What I know is this:
- Average hourly wages rose 69% for Dreamers (meaning more tax revenue for cities, states, and the US)
- 16% of DACA recipients bought homes and 5% started businesses
- 69% moved to a better job with better pay.
- 90% received a driver’s license or state ID for the first time
- 65% bought their first car
- At least 72% of the top 25 Fortune 500 companies employ DACA beneficiaries
DACA folks didn't come here of their own volition, but here they have been and here they have lived all their lives. They are for all intents and purposes Americans. It's not as thought they can be anything else, regardless of what their formal citizenship status is, because they don't know any other place. Thus, at this point, the U.S. has invested whatever it spent inculcating, acculturating, educating, etc. DACA people, people who have zero material connection to and founding in whatever nation from which their parents came. As I see it:
- If we send them packing, those expenditures become money that, in essence, we discard.
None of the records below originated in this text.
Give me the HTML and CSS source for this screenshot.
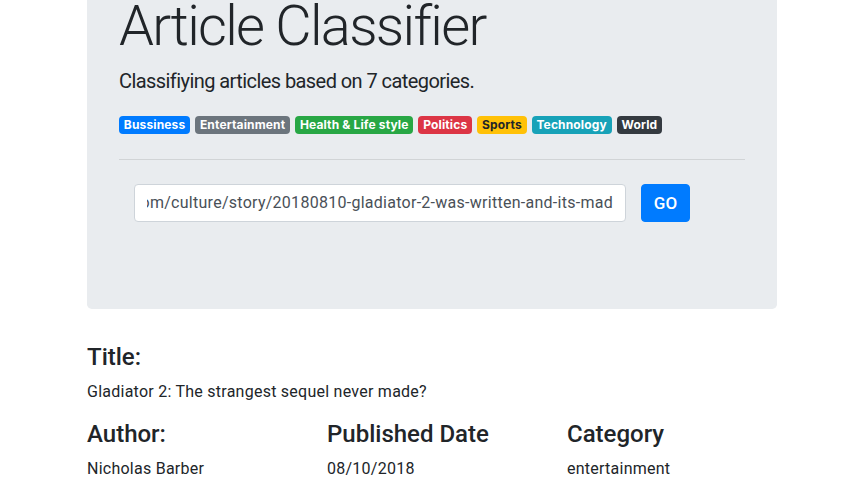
FILE: index.html
```html
<!DOCTYPE html>
<html lang="en">
<head>
<meta charset="utf-8">
<title>Article Classifier</title>
<link rel="stylesheet" href="styles.css">
</head>
<body>
<div class="container">
  <div class="jumbotron">
    <h1 class="display">Article Classifier</h1>
    <p class="lead">Classifiying articles based on 7 categories.</p>
    <div class="badges">
      <span class="badge b-primary">Bussiness</span>
      <span class="badge b-secondary">Entertainment</span>
      <span class="badge b-success">Health &amp; Life style</span>
      <span class="badge b-danger">Politics</span>
      <span class="badge b-warning">Sports</span>
      <span class="badge b-info">Technology</span>
      <span class="badge b-dark">World</span>
    </div>
    <hr class="rule">
    <form class="url-form">
      <div class="input"><span class="input-text">http://www.bbc.com/culture/story/20180810-gladiator-2-was-written-and-its-mad</span></div>
      <button type="button" class="btn">GO</button>
    </form>
  </div>
  <section class="result">
    <h4 class="label">Title:</h4>
    <p class="value">Gladiator 2: The strangest sequel never made?</p>
    <div class="meta">
      <div class="col">
        <h4 class="label">Author:</h4>
        <p class="value">Nicholas Barber</p>
      </div>
      <div class="col">
        <h4 class="label">Published Date</h4>
        <p class="value">08/10/2018</p>
      </div>
      <div class="col">
        <h4 class="label">Category</h4>
        <p class="value">entertainment</p>
      </div>
    </div>
  </section>
</div>
</body>
</html>
```
FILE: styles.css
```css
* { box-sizing: border-box; }
html, body { margin: 0; padding: 0; }
body {
  font-family: Roboto, "Noto Sans", "Liberation Sans", sans-serif;
  font-size: 16px;
  line-height: 1.5;
  color: #212529;
  background: #fff;
  overflow: hidden;
}
.container {
  width: 720px;
  margin-left: 87px;
}
.jumbotron {
  width: 690px;
  background: #e9ecef;
  border-radius: 0 0 4.8px 4.8px;
  padding: 0 32px 64px;
  margin-bottom: 34px;
}
.display {
  margin: -7px 0 8px;
  font-size: 56px;
  font-weight: 300;
  line-height: 1.2;
  letter-spacing: -1.7px;
}
.lead {
  margin: 0 0 22px;
  font-size: 20px;
  font-weight: 400;
  line-height: 26px;
  letter-spacing: -0.57px;
}
.badges {
  display: flex;
  gap: 5px;
}
.badge {
  display: inline-block;
  font-family: Inter, Roboto, sans-serif;
  font-size: 12px;
  font-weight: 700;
  line-height: 12px;
  padding: 3px 4.8px;
  border-radius: 4px;
  color: #fff;
  white-space: nowrap;
  letter-spacing: 0.15px;
}
.b-primary { background: #007bff; }
.b-secondary { background: #6c757d; }
.b-success { background: #28a745; }
.b-danger { background: #dc3545; }
.b-warning { background: #ffc107; color: #212529; }
.b-info { background: #17a2b8; }
.b-dark { background: #343a40; }
.rule {
  margin: 25px 0 0;
  border: 0;
  border-top: 1px solid rgba(0,0,0,.1);
  height: 0;
}
.url-form {
  display: flex;
  gap: 15px;
  padding-left: 15px;
  margin: 24px 0 23px;
}
.input {
  width: 492px;
  height: 38px;
  padding: 6px 12px;
  border: 1px solid #ced4da;
  border-radius: 4px;
  background: #fff;
  display: flex;
}
.input-text {
  flex: 1;
  overflow: hidden;
  display: flex;
  justify-content: flex-end;
  white-space: nowrap;
  color: #495057;
  font-size: 16px;
  line-height: 24px;
  letter-spacing: 0.27px;
}
.btn {
  width: 49px;
  height: 38px;
  border: 1px solid #007bff;
  background: #007bff;
  color: #fff;
  border-radius: 4px;
  font-family: inherit;
  font-size: 17px;
  font-weight: 500;
  padding: 0;
}
.label {
  margin: 0 0 8px;
  font-size: 24px;
  font-weight: 500;
  line-height: 1.2;
}
.value {
  margin: 0 0 16px;
  font-size: 16px;
  line-height: 24px;
  letter-spacing: 0.25px;
}
.meta {
  display: flex;
}
.col { width: 240px; }
```
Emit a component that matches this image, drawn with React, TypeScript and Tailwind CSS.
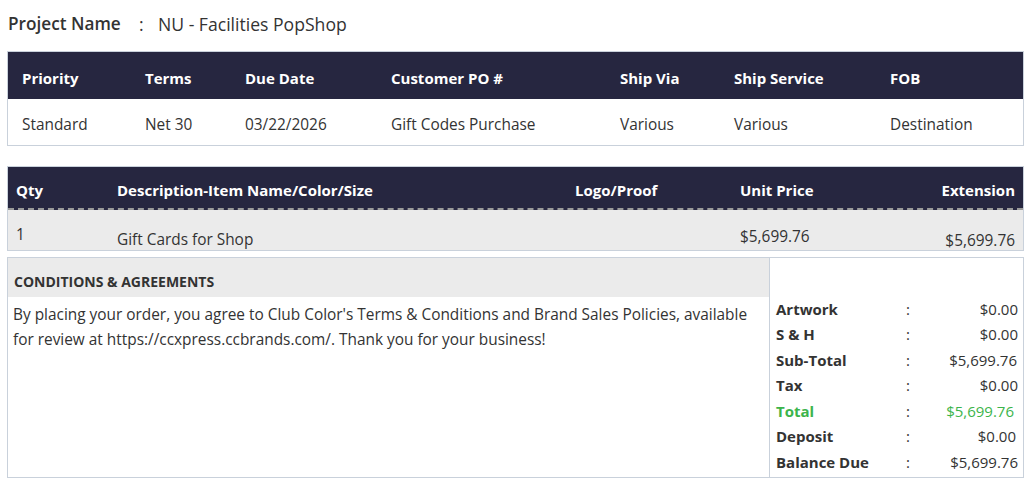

- If we send them packing, the future revenue streams they would produce are also forsaken.
- If we convert them to citizens, we continue to reap the benefits of the investment this country has made in them.
If DACA people had been wilful adults who snuck into the country, rather than children who merely did what kids do -- follow their parents -- it'd be different. If, as a segment of society, DACA people weren't productive, it'd be different. If we hadn't already invested in these people, it'd be different. But we have made the investment and by and large they are indeed productive and worthwhile contributors to the U.S. economy; thus it's a question of whether we're going to try to maximize our return on that investment or are we not. Insofar as we are always looking to grow GDP not shrink it, I don't see any reason for sending DACA people packing. Give them citizenship and move on to issues that actually matter. In the U.S., a nation of 320M people, all this hoopla about some 800K DACA people,
0.25% of population, just isn't worth it, especially given that such a small segment of the population are projected to produce at least some $430B+ contribution to GDP over the next decade (~$55K/per DACA person per year -- clearly the projection is conservative).
As for that question about DACA people bringing or not bringing their family members to the U.S.....What absurd foolishness. No, they shouldn't agree not to sponsor their family members to come to the U.S. If they have family members who can come here and be productive, we should not welcome or permit the family members to come to the U.S. because they happen to be related to a person who gained citizenship via a DACA path?
Truly, OP-er, do you not see the inanity and irrationality in that line of reasoning? It's the same non-sequitur rationale I might use in saying, "No, Peter, I won't hire your brother, no matter how qualified he is, because you work here."